Title: Constraining the redshift evolution of the Cosmic Microwave Background black-body temperature with PLANCK data
Authors: I. Martino et al.
First Author’s Institution: Fisica Teorica, Universidad de Salamanca
While numerous cosmological models have been proposed to describe the early history and evolution of the Universe, the Big Bang model is by far in the best agreement with current observations. Different cosmological models predict different behaviors for the temperature evolution of the cosmic microwave background over time, and the Big Bang model predicts that the CMB should cool adiabatically via expansion (i.e. without any the addition or removal of any heat). We can describe the “overall” temperature of the Universe by measuring the blackbody spectrum of the cosmic microwave background, as it is believed that the early Universe was in thermal equlibrium (i.e. same temperature) as these CMB photons. By measuring the CMB temperature evolution over a range of redshifts (or equivalently, over cosmic history), we can test the consistency of the prevailing Big Bang model and search for any deviations from adiabatic expansion that might suggest new additions to our model.

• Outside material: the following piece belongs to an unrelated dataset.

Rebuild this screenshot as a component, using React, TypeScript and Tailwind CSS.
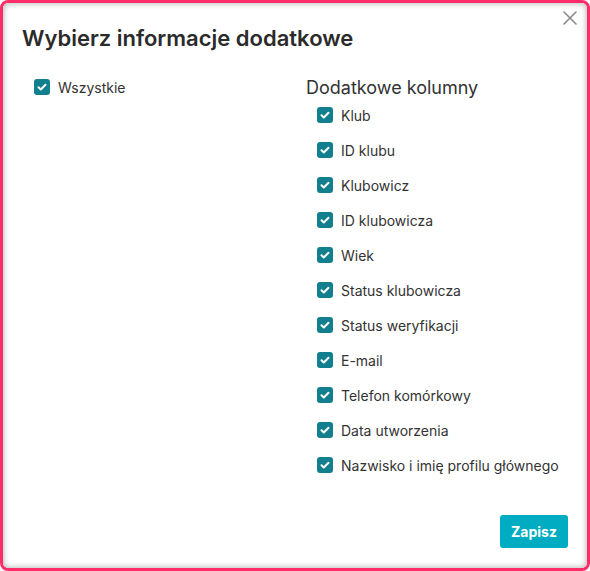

In this paper, the authors combine CMB data from the Planck mission and previously collected X-ray observations of galaxy clusters to obtain constraints on this adiabatic temperature change. Instead of measuring the CMB directly, the authors make use of the thermal Sunyaev-Zeldovich (tSZ) effect. This effect causes high energy electrons from the intracluster gas contained within a galaxy cluster to boost the energy of CMB photons through electron-photon scattering. The authors use Planck data to subtract the background CMB signal from the X-ray emission of the galaxy clusters to measure the boost in CMB photon energy induced by these clusters. These galaxy clusters have known redshifts, and this redshift data combined with CMB temperature measurements yield the history of CMB temperature changes over time.
The aim of this study is to measure the CMB temperature evolution over time, but this is indirectly done by first measuring the tSZ effect of galaxy clusters at various redshifts. The authors measure the CMB temperature shifts caused by the tSZ effect by subtracting the CMB background, modeling the frequency-dependence of the tSZ effect, and and selecting the best fitting model to the cluster. This tSZ effect measurement then yields the CMB temperature at a certain redshift. The resulting temperature evolution measurements are consistent with the CMB temperature evolving adiabatically over time, and are consistent with previous attempts to quantify this adiabatic cooling. Fig. 1 plots the redshift evolution of the inferred CMB temperature (scaled with respect to redshift and the current CMB temperature). The shaded region and blue points represent the measurements done in this paper, and this is consistent with the hotizontal red line representing adiabatic evolution.
While this agreement is perhaps not too surprising given the spectacularly good predictions made by the Big Bang model, this kind of consistency check is important for maintaining our confidence in the Big Bang model and ruling out other potential cosmologies. For further validation, the authors plan to continue this analysis by expanding their sample of galaxy clusters to higher redshifts for additional consistency checks.
Hi Anson, I have a question regarding the thermal Sunyaev-Zeldovich effect. You described the effect as being propelled by high energy electrons that scatter with photons from the CMB. I am wondering how the electrons in these galaxy clusters come to have particularly high energy. Is it somehow related to the formation of the cluster?
It’s amazing that something this subtle is possible in practice. Not only can we see the primary anisotropies in the CMB; we can apparently use secondary anisotropies and to constrain the temperature evolution of the universe. That’s really “cool” (forgive the pun).
Great post! I look forward to reading about future updates with additional redshifts
How did the previous study (the one whose results are shown in black in the figure) measure the CMB temperature? The error bars it gives look generally smaller than this study’s – is there a reason this study’s method is better, or are they just independent ways of confirming the results?
I had a similar question: the error bars of this study seem to be particularly big, is there any reason why this is the case?
Is there any way to probe further than the CMB? Or is modeling the only way to get (predicted) information from before that point?
The data at the present seems to be limited to relatively low redshifts. Is it possible, presently or in the future, to include data for higher redshift galaxies to observe the agreement for a larger and wider dataset?
Although the error bars are large, the blue points in the last plot appear to be trending downwards with redshift. Were tests done to make sure this wasn’t an actual slope or is it possible there is a previously-unnoticed trend in this data?
I agree with Jonathan, it appears that there is a downward trend with increasing redshift in that plot. Is that a result of the y-axis transformation? Also, 2 of the 6 error bars are not consistent with adiabatic cooling represented by the red horizontal line. With such a small sample size, it is hard to believe that we could prove anything conclusively.
I believe much more should be done to prove this in terms of gathering more data points especially in closer and higher redshift, as the error bars to not seem to show a consistency with the adiabatic line. How well understood are these high energy emissions by these galaxies to model them in this way?
When you refer to the Big Bang model are you including the inflation model? Or does the big bang model as you refer to it here not necessarily include inflation as a part of it?
Does the fact that the temperature of the CMB was cooler affect the evolution of the Universe at all?